## TASK OBJECTIVE:
Write out the material exactly, without any of its pictures.

___ RECORDED INFORMATION ___

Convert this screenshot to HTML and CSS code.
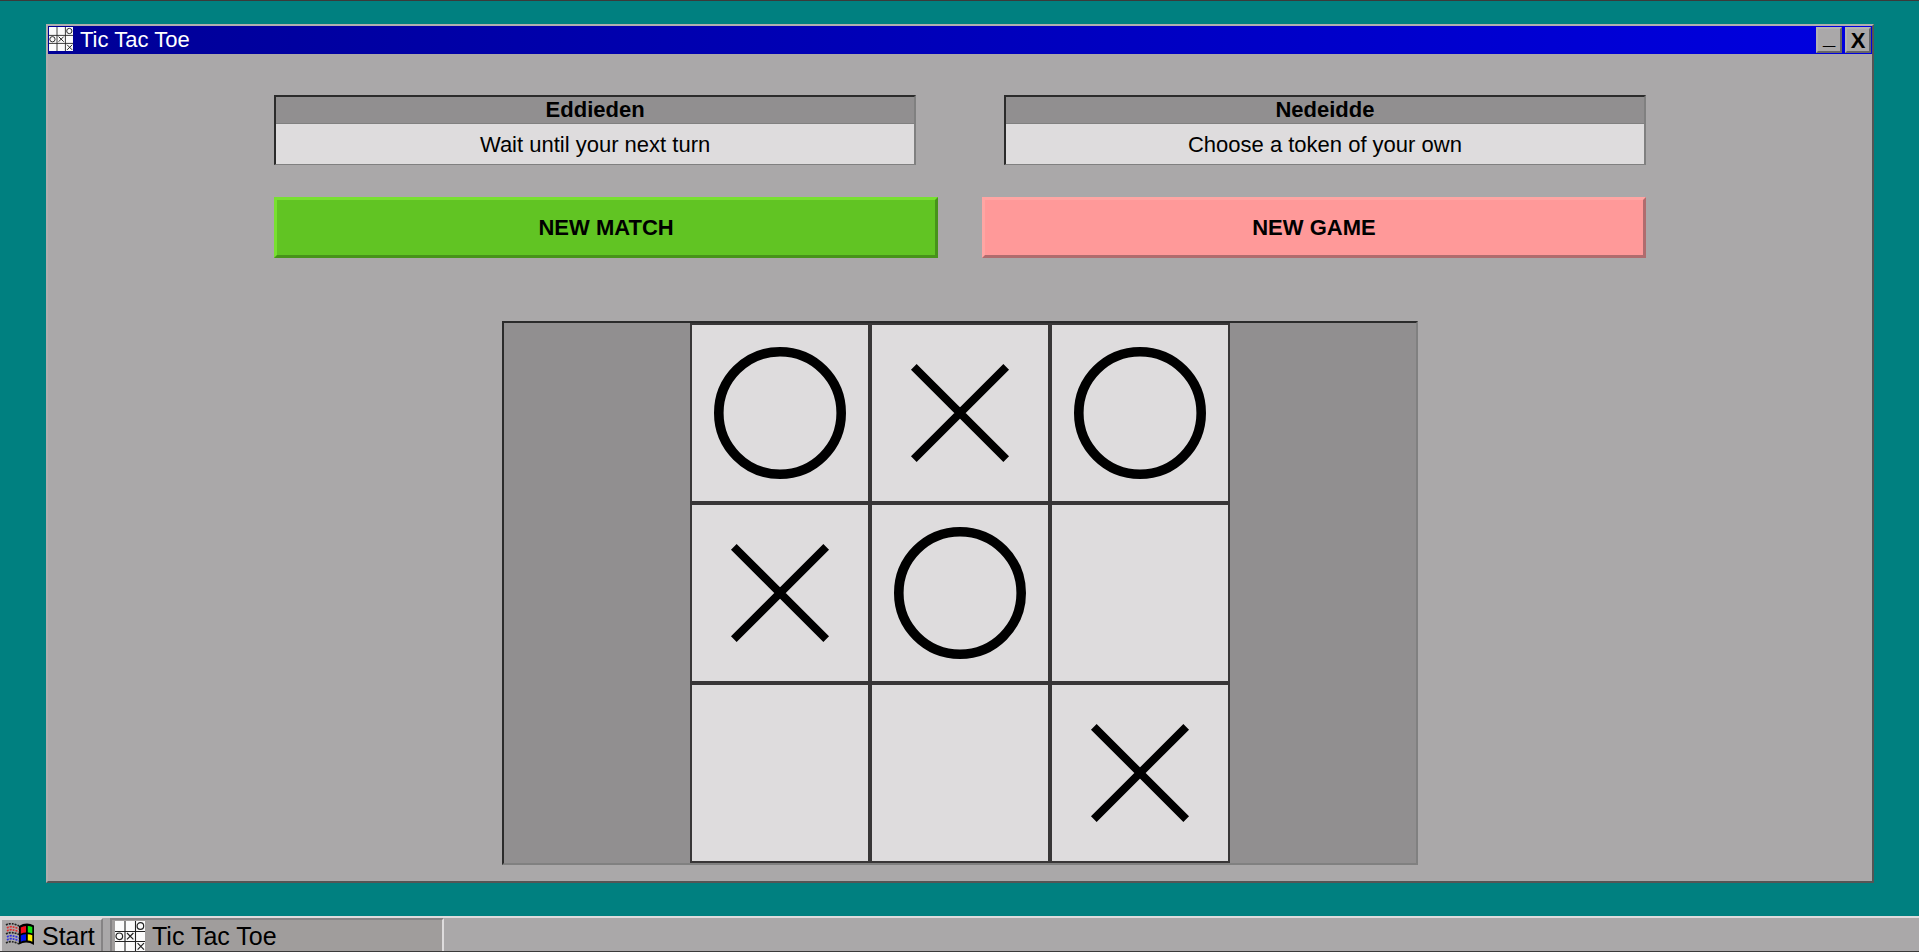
FILE: index.html
```html
<!DOCTYPE html>
<html lang="en">
<head>
<meta charset="utf-8">
<title>Tic Tac Toe</title>
<link rel="stylesheet" href="styles.css">
</head>
<body>
<svg class="defs" aria-hidden="true">
  <symbol id="app-icon" viewBox="0 0 30 30">
    <rect width="30" height="30" fill="#fbfbfb"/>
    <path d="M10 0V30M20.500 0V30M0 10.500H30M0 20.500H30" stroke="#222" stroke-width="1.100" fill="none"/>
    <circle cx="25.400" cy="5" r="3.300" fill="none" stroke="#222" stroke-width="1.200"/>
    <circle cx="4.300" cy="15.300" r="3.300" fill="none" stroke="#222" stroke-width="1.200"/>
    <path d="M12 12L18.400 18.400M18.400 12L12 18.400M22.600 22.200L29 28.600M29 22.200L22.600 28.600" stroke="#222" stroke-width="1.200"/>
  </symbol>
  <symbol id="token-o" viewBox="0 0 176 176"><circle cx="88" cy="88" r="61.200" fill="none" stroke="#000" stroke-width="9.600"/></symbol>
  <symbol id="token-x" viewBox="0 0 176 176"><path d="M41.800 41.800L134.200 134.200M134.200 41.800L41.800 134.200" stroke="#000" stroke-width="8"/></symbol>
</svg>
<main class="desktop">
  <section class="window">
    <header class="titlebar">
      <svg class="titlebar-icon"><use href="#app-icon"/></svg>
      <h1 class="title">Tic Tac Toe</h1>
      <button class="control minimize" aria-label="Minimize">_</button>
      <button class="control" aria-label="Close">X</button>
    </header>
    <div class="content">
      <div class="players">
        <section class="player"><h2 class="player-name">Eddieden</h2><p class="player-status">Wait until your next turn</p></section>
        <section class="player"><h2 class="player-name">Nedeidde</h2><p class="player-status">Choose a token of your own</p></section>
      </div>
      <div class="actions">
        <button class="action match">NEW MATCH</button>
        <button class="action game">NEW GAME</button>
      </div>
      <div class="board">
        <button class="cell" aria-label="O"><svg class="token"><use href="#token-o"/></svg></button>
        <button class="cell" aria-label="X"><svg class="token"><use href="#token-x"/></svg></button>
        <button class="cell" aria-label="O"><svg class="token"><use href="#token-o"/></svg></button>
        <button class="cell" aria-label="X"><svg class="token"><use href="#token-x"/></svg></button>
        <button class="cell" aria-label="O"><svg class="token"><use href="#token-o"/></svg></button>
        <button class="cell" aria-label="Empty"></button>
        <button class="cell" aria-label="Empty"></button>
        <button class="cell" aria-label="Empty"></button>
        <button class="cell" aria-label="X"><svg class="token"><use href="#token-x"/></svg></button>
      </div>
    </div>
  </section>
</main>
<footer class="taskbar">
  <button class="start">
    <svg class="start-icon" viewBox="0 0 30 24">
      <path d="M14 3Q21.500 -1.500 29 2.500V22Q21.500 17.500 14 21.500Z" fill="#000"/>
      <path d="M15.800 4.500Q18 3 21 3V9.500Q18 9.500 15.800 10.800Z" fill="#f00d1a"/>
      <path d="M22.800 3Q25 3 27.300 4V10.500Q25 9.500 22.800 9.500Z" fill="#12e312"/>
      <path d="M15.800 12.500Q18 11.300 21 11.300V17.500Q18 17.500 15.800 18.700Z" fill="#0010f0"/>
      <path d="M22.800 11.300Q25 11.300 27.300 12.300V18.700Q25 17.500 22.800 17.500Z" fill="#fff000"/>
      <g fill="none" stroke-width="1.700" stroke-dasharray="2 1">
        <path d="M1 2Q6 -1 14 3M1 11Q6 8 14 11.500M1 20Q6 17 14 21" stroke="#222"/>
        <path d="M2 5Q6 2 14 6M2 8Q6 5 14 9" stroke="#e03030"/>
        <path d="M2 14Q6 11 14 15M2 17Q6 14 14 18" stroke="#3030e0"/>
      </g>
    </svg>
    <span>Start</span>
  </button>
  <button class="task"><svg class="task-icon"><use href="#app-icon"/></svg><span>Tic Tac Toe</span></button>
</footer>
</body>
</html>
```
FILE: styles.css
```css
* { box-sizing: border-box; }
body {
  display: flex;
  flex-direction: column;
  min-height: 100vh;
  margin: 0;
  border-top: 1px solid #3a3a3a;
  border-bottom: 1px solid #3a3a3a;
  background: #008080;
  color: #000;
  font: 22px/26px "Liberation Sans", Arial, sans-serif;
}
button { margin: 0; padding: 0; color: inherit; font: inherit; border-radius: 0; }
h1, h2, p { margin: 0; font-size: inherit; }
.defs { position: absolute; width: 0; height: 0; }
.desktop { flex: 1; padding: 23px 45px 33px 46px; }
.window {
  border: 2px solid;
  border-color: #b0aeae #555 #555 #b0aeae;
  background: #aaa8a9;
}
.titlebar {
  display: flex;
  align-items: flex-start;
  gap: 3px;
  height: 28px;
  padding: 1px;
  background: linear-gradient(to right, #000096, #0000e0);
}
.titlebar-icon { width: 24px; height: 24px; }
.title { flex: 1; padding-left: 4px; color: #fff; font-weight: 400; line-height: 26px; }
.control {
  width: 26px;
  height: 26px;
  border: 2px solid;
  border-color: #b4b2b2 #666 #666 #b4b2b2;
  background: #aaa8a9;
  font-weight: 700;
  line-height: 24px;
}
.minimize { line-height: 16px; padding-bottom: 6px; }
.content { display: flex; flex-direction: column; align-items: center; padding: 41px 0 16px; }
.players, .actions { display: flex; width: 75.2%; }
.players { gap: 88px; }
.actions { gap: 44px; margin: 32px 0 63px; }
.player {
  flex: 1;
  border: 2px solid;
  border-color: #2b2b2b #808080 #808080 #2b2b2b;
  border-bottom-width: 1px;
  text-align: center;
}
.player-name { height: 27px; border-bottom: 1px solid #808080; background: #918f90; font-weight: 700; }
.player-status { padding: 8px 0 6px; background: #dedcdd; }
.action { flex: 1; height: 61px; border: 3px solid; font-weight: 700; }
.match { border-color: #78e030 #47931a #47931a #78e030; background: #61c423; }
.game { border-color: #ffa5a3 #b06c6e #b06c6e #ffa5a3; background: #ff9999; }
.board {
  display: grid;
  grid-template-columns: repeat(3, 180px);
  grid-auto-rows: 180px;
  justify-content: center;
  width: 50.2%;
  min-width: 544px;
  border: 2px solid;
  border-color: #2b2b2b #808080 #808080 #2b2b2b;
  background: #918f90;
}
.cell { border: 2px solid #383637; background: #dedcdd; }
.token { display: block; width: 100%; height: 100%; }
.taskbar {
  display: flex;
  gap: 7px;
  height: 35px;
  border-top: 2px solid #dedcdd;
  background: #aaa8a9;
  font-size: 25px;
}
.start, .task { display: flex; align-items: center; height: 33px; border: 2px solid; white-space: nowrap; }
.start {
  gap: 7px;
  width: 103px;
  padding-left: 3px;
  border-color: #dedcdd #858384 #aaa8a9 #dedcdd;
  border-bottom: 0;
  background: #aaa8a9;
}
.start-icon { width: 30px; height: 24px; margin-bottom: 2px; }
.task {
  gap: 7px;
  width: 334px;
  padding-left: 3px;
  border-color: #858384 #dedcdd #a09d9c #858384;
  border-bottom: 0;
  background: #a09d9c;
}
.task-icon { width: 30px; height: 30px; }
```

___

## RESPONSE FOR THIS EXERCISE:
Convert this screenshot to HTML and CSS code.
FILE: index.html
```html
<!DOCTYPE html>
<html lang="en">
<head>
<meta charset="utf-8">
<title>Tic Tac Toe</title>
<link rel="stylesheet" href="styles.css">
</head>
<body>
<svg class="defs" aria-hidden="true">
  <symbol id="app-icon" viewBox="0 0 30 30">
    <rect width="30" height="30" fill="#fbfbfb"/>
    <path d="M10 0V30M20.500 0V30M0 10.500H30M0 20.500H30" stroke="#222" stroke-width="1.100" fill="none"/>
    <circle cx="25.400" cy="5" r="3.300" fill="none" stroke="#222" stroke-width="1.200"/>
    <circle cx="4.300" cy="15.300" r="3.300" fill="none" stroke="#222" stroke-width="1.200"/>
    <path d="M12 12L18.400 18.400M18.400 12L12 18.400M22.600 22.200L29 28.600M29 22.200L22.600 28.600" stroke="#222" stroke-width="1.200"/>
  </symbol>
  <symbol id="token-o" viewBox="0 0 176 176"><circle cx="88" cy="88" r="61.200" fill="none" stroke="#000" stroke-width="9.600"/></symbol>
  <symbol id="token-x" viewBox="0 0 176 176"><path d="M41.800 41.800L134.200 134.200M134.200 41.800L41.800 134.200" stroke="#000" stroke-width="8"/></symbol>
</svg>
<main class="desktop">
  <section class="window">
    <header class="titlebar">
      <svg class="titlebar-icon"><use href="#app-icon"/></svg>
      <h1 class="title">Tic Tac Toe</h1>
      <button class="control minimize" aria-label="Minimize">_</button>
      <button class="control" aria-label="Close">X</button>
    </header>
    <div class="content">
      <div class="players">
        <section class="player"><h2 class="player-name">Eddieden</h2><p class="player-status">Wait until your next turn</p></section>
        <section class="player"><h2 class="player-name">Nedeidde</h2><p class="player-status">Choose a token of your own</p></section>
      </div>
      <div class="actions">
        <button class="action match">NEW MATCH</button>
        <button class="action game">NEW GAME</button>
      </div>
      <div class="board">
        <button class="cell" aria-label="O"><svg class="token"><use href="#token-o"/></svg></button>
        <button class="cell" aria-label="X"><svg class="token"><use href="#token-x"/></svg></button>
        <button class="cell" aria-label="O"><svg class="token"><use href="#token-o"/></svg></button>
        <button class="cell" aria-label="X"><svg class="token"><use href="#token-x"/></svg></button>
        <button class="cell" aria-label="O"><svg class="token"><use href="#token-o"/></svg></button>
        <button class="cell" aria-label="Empty"></button>
        <button class="cell" aria-label="Empty"></button>
        <button class="cell" aria-label="Empty"></button>
        <button class="cell" aria-label="X"><svg class="token"><use href="#token-x"/></svg></button>
      </div>
    </div>
  </section>
</main>
<footer class="taskbar">
  <button class="start">
    <svg class="start-icon" viewBox="0 0 30 24">
      <path d="M14 3Q21.500 -1.500 29 2.500V22Q21.500 17.500 14 21.500Z" fill="#000"/>
      <path d="M15.800 4.500Q18 3 21 3V9.500Q18 9.500 15.800 10.800Z" fill="#f00d1a"/>
      <path d="M22.800 3Q25 3 27.300 4V10.500Q25 9.500 22.800 9.500Z" fill="#12e312"/>
      <path d="M15.800 12.500Q18 11.300 21 11.300V17.500Q18 17.500 15.800 18.700Z" fill="#0010f0"/>
      <path d="M22.800 11.300Q25 11.300 27.300 12.300V18.700Q25 17.500 22.800 17.500Z" fill="#fff000"/>
      <g fill="none" stroke-width="1.700" stroke-dasharray="2 1">
        <path d="M1 2Q6 -1 14 3M1 11Q6 8 14 11.500M1 20Q6 17 14 21" stroke="#222"/>
        <path d="M2 5Q6 2 14 6M2 8Q6 5 14 9" stroke="#e03030"/>
        <path d="M2 14Q6 11 14 15M2 17Q6 14 14 18" stroke="#3030e0"/>
      </g>
    </svg>
    <span>Start</span>
  </button>
  <button class="task"><svg class="task-icon"><use href="#app-icon"/></svg><span>Tic Tac Toe</span></button>
</footer>
</body>
</html>
```
FILE: styles.css
```css
* { box-sizing: border-box; }
body {
  display: flex;
  flex-direction: column;
  min-height: 100vh;
  margin: 0;
  border-top: 1px solid #3a3a3a;
  border-bottom: 1px solid #3a3a3a;
  background: #008080;
  color: #000;
  font: 22px/26px "Liberation Sans", Arial, sans-serif;
}
button { margin: 0; padding: 0; color: inherit; font: inherit; border-radius: 0; }
h1, h2, p { margin: 0; font-size: inherit; }
.defs { position: absolute; width: 0; height: 0; }
.desktop { flex: 1; padding: 23px 45px 33px 46px; }
.window {
  border: 2px solid;
  border-color: #b0aeae #555 #555 #b0aeae;
  background: #aaa8a9;
}
.titlebar {
  display: flex;
  align-items: flex-start;
  gap: 3px;
  height: 28px;
  padding: 1px;
  background: linear-gradient(to right, #000096, #0000e0);
}
.titlebar-icon { width: 24px; height: 24px; }
.title { flex: 1; padding-left: 4px; color: #fff; font-weight: 400; line-height: 26px; }
.control {
  width: 26px;
  height: 26px;
  border: 2px solid;
  border-color: #b4b2b2 #666 #666 #b4b2b2;
  background: #aaa8a9;
  font-weight: 700;
  line-height: 24px;
}
.minimize { line-height: 16px; padding-bottom: 6px; }
.content { display: flex; flex-direction: column; align-items: center; padding: 41px 0 16px; }
.players, .actions { display: flex; width: 75.2%; }
.players { gap: 88px; }
.actions { gap: 44px; margin: 32px 0 63px; }
.player {
  flex: 1;
  border: 2px solid;
  border-color: #2b2b2b #808080 #808080 #2b2b2b;
  border-bottom-width: 1px;
  text-align: center;
}
.player-name { height: 27px; border-bottom: 1px solid #808080; background: #918f90; font-weight: 700; }
.player-status { padding: 8px 0 6px; background: #dedcdd; }
.action { flex: 1; height: 61px; border: 3px solid; font-weight: 700; }
.match { border-color: #78e030 #47931a #47931a #78e030; background: #61c423; }
.game { border-color: #ffa5a3 #b06c6e #b06c6e #ffa5a3; background: #ff9999; }
.board {
  display: grid;
  grid-template-columns: repeat(3, 180px);
  grid-auto-rows: 180px;
  justify-content: center;
  width: 50.2%;
  min-width: 544px;
  border: 2px solid;
  border-color: #2b2b2b #808080 #808080 #2b2b2b;
  background: #918f90;
}
.cell { border: 2px solid #383637; background: #dedcdd; }
.token { display: block; width: 100%; height: 100%; }
.taskbar {
  display: flex;
  gap: 7px;
  height: 35px;
  border-top: 2px solid #dedcdd;
  background: #aaa8a9;
  font-size: 25px;
}
.start, .task { display: flex; align-items: center; height: 33px; border: 2px solid; white-space: nowrap; }
.start {
  gap: 7px;
  width: 103px;
  padding-left: 3px;
  border-color: #dedcdd #858384 #aaa8a9 #dedcdd;
  border-bottom: 0;
  background: #aaa8a9;
}
.start-icon { width: 30px; height: 24px; margin-bottom: 2px; }
.task {
  gap: 7px;
  width: 334px;
  padding-left: 3px;
  border-color: #858384 #dedcdd #a09d9c #858384;
  border-bottom: 0;
  background: #a09d9c;
}
.task-icon { width: 30px; height: 30px; }
```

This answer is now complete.